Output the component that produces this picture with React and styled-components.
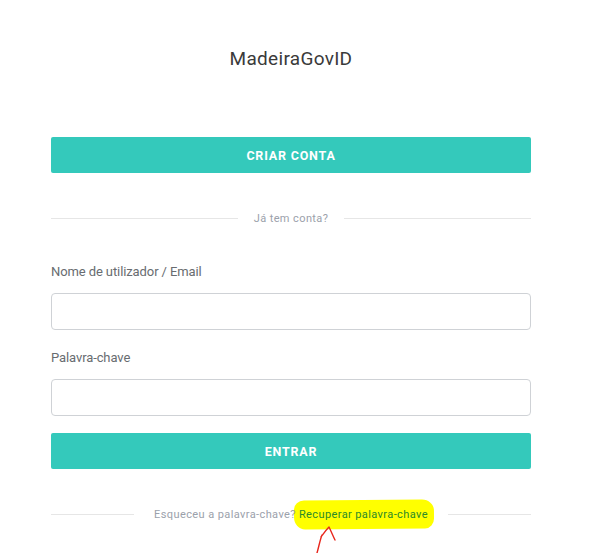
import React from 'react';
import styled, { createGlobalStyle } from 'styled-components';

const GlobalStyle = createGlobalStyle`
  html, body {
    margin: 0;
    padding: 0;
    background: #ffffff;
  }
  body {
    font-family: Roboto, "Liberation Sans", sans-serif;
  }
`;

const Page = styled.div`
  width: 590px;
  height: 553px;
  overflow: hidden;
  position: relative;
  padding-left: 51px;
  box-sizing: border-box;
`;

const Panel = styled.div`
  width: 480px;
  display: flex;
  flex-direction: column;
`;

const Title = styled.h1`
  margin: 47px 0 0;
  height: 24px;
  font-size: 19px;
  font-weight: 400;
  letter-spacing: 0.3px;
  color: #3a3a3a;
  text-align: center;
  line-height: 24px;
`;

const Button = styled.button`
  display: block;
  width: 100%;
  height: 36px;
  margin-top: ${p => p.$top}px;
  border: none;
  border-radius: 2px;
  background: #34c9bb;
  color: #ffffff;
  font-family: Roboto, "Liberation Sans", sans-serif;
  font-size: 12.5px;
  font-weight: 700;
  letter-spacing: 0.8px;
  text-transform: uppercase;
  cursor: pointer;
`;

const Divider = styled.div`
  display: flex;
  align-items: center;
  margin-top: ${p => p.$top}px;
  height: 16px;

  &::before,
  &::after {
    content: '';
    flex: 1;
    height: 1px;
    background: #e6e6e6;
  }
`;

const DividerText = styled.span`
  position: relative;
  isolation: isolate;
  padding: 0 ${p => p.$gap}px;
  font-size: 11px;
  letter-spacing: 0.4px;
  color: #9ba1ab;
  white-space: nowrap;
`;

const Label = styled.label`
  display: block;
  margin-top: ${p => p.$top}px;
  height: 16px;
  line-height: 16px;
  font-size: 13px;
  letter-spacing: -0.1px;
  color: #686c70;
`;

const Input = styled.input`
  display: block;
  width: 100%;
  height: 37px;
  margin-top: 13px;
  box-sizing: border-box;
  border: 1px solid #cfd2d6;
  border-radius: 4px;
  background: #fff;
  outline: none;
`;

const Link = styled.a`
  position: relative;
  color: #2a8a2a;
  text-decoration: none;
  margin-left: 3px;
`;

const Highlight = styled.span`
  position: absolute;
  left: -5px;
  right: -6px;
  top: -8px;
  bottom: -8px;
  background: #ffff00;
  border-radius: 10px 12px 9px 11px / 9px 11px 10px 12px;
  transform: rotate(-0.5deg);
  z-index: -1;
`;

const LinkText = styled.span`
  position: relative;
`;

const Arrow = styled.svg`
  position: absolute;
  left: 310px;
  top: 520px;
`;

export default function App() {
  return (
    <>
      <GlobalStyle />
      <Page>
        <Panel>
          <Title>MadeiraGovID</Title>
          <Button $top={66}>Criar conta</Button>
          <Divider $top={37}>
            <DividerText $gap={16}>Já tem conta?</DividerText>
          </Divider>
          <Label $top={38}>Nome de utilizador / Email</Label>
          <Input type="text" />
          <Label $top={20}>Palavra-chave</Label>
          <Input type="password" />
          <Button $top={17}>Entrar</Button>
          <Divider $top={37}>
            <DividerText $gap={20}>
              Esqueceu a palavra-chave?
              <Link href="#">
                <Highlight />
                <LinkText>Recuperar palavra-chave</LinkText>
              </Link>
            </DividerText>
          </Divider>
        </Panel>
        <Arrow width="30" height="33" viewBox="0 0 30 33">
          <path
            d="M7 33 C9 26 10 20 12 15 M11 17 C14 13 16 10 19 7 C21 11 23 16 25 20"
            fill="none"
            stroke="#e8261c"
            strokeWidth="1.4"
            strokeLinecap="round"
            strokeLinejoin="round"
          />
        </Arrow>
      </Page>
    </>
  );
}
━━━━━━
## Exercise prompt:
Your copy of the data should match it exactly, except that pictures are left out.

## Problem solution:
Output the component that produces this picture with React and styled-components.
import React from 'react';
import styled, { createGlobalStyle } from 'styled-components';

const GlobalStyle = createGlobalStyle`
  html, body {
    margin: 0;
    padding: 0;
    background: #ffffff;
  }
  body {
    font-family: Roboto, "Liberation Sans", sans-serif;
  }
`;

const Page = styled.div`
  width: 590px;
  height: 553px;
  overflow: hidden;
  position: relative;
  padding-left: 51px;
  box-sizing: border-box;
`;

const Panel = styled.div`
  width: 480px;
  display: flex;
  flex-direction: column;
`;

const Title = styled.h1`
  margin: 47px 0 0;
  height: 24px;
  font-size: 19px;
  font-weight: 400;
  letter-spacing: 0.3px;
  color: #3a3a3a;
  text-align: center;
  line-height: 24px;
`;

const Button = styled.button`
  display: block;
  width: 100%;
  height: 36px;
  margin-top: ${p => p.$top}px;
  border: none;
  border-radius: 2px;
  background: #34c9bb;
  color: #ffffff;
  font-family: Roboto, "Liberation Sans", sans-serif;
  font-size: 12.5px;
  font-weight: 700;
  letter-spacing: 0.8px;
  text-transform: uppercase;
  cursor: pointer;
`;

const Divider = styled.div`
  display: flex;
  align-items: center;
  margin-top: ${p => p.$top}px;
  height: 16px;

  &::before,
  &::after {
    content: '';
    flex: 1;
    height: 1px;
    background: #e6e6e6;
  }
`;

const DividerText = styled.span`
  position: relative;
  isolation: isolate;
  padding: 0 ${p => p.$gap}px;
  font-size: 11px;
  letter-spacing: 0.4px;
  color: #9ba1ab;
  white-space: nowrap;
`;

const Label = styled.label`
  display: block;
  margin-top: ${p => p.$top}px;
  height: 16px;
  line-height: 16px;
  font-size: 13px;
  letter-spacing: -0.1px;
  color: #686c70;
`;

const Input = styled.input`
  display: block;
  width: 100%;
  height: 37px;
  margin-top: 13px;
  box-sizing: border-box;
  border: 1px solid #cfd2d6;
  border-radius: 4px;
  background: #fff;
  outline: none;
`;

const Link = styled.a`
  position: relative;
  color: #2a8a2a;
  text-decoration: none;
  margin-left: 3px;
`;

const Highlight = styled.span`
  position: absolute;
  left: -5px;
  right: -6px;
  top: -8px;
  bottom: -8px;
  background: #ffff00;
  border-radius: 10px 12px 9px 11px / 9px 11px 10px 12px;
  transform: rotate(-0.5deg);
  z-index: -1;
`;

const LinkText = styled.span`
  position: relative;
`;

const Arrow = styled.svg`
  position: absolute;
  left: 310px;
  top: 520px;
`;

export default function App() {
  return (
    <>
      <GlobalStyle />
      <Page>
        <Panel>
          <Title>MadeiraGovID</Title>
          <Button $top={66}>Criar conta</Button>
          <Divider $top={37}>
            <DividerText $gap={16}>Já tem conta?</DividerText>
          </Divider>
          <Label $top={38}>Nome de utilizador / Email</Label>
          <Input type="text" />
          <Label $top={20}>Palavra-chave</Label>
          <Input type="password" />
          <Button $top={17}>Entrar</Button>
          <Divider $top={37}>
            <DividerText $gap={20}>
              Esqueceu a palavra-chave?
              <Link href="#">
                <Highlight />
                <LinkText>Recuperar palavra-chave</LinkText>
              </Link>
            </DividerText>
          </Divider>
        </Panel>
        <Arrow width="30" height="33" viewBox="0 0 30 33">
          <path
            d="M7 33 C9 26 10 20 12 15 M11 17 C14 13 16 10 19 7 C21 11 23 16 25 20"
            fill="none"
            stroke="#e8261c"
            strokeWidth="1.4"
            strokeLinecap="round"
            strokeLinejoin="round"
          />
        </Arrow>
      </Page>
    </>
  );
}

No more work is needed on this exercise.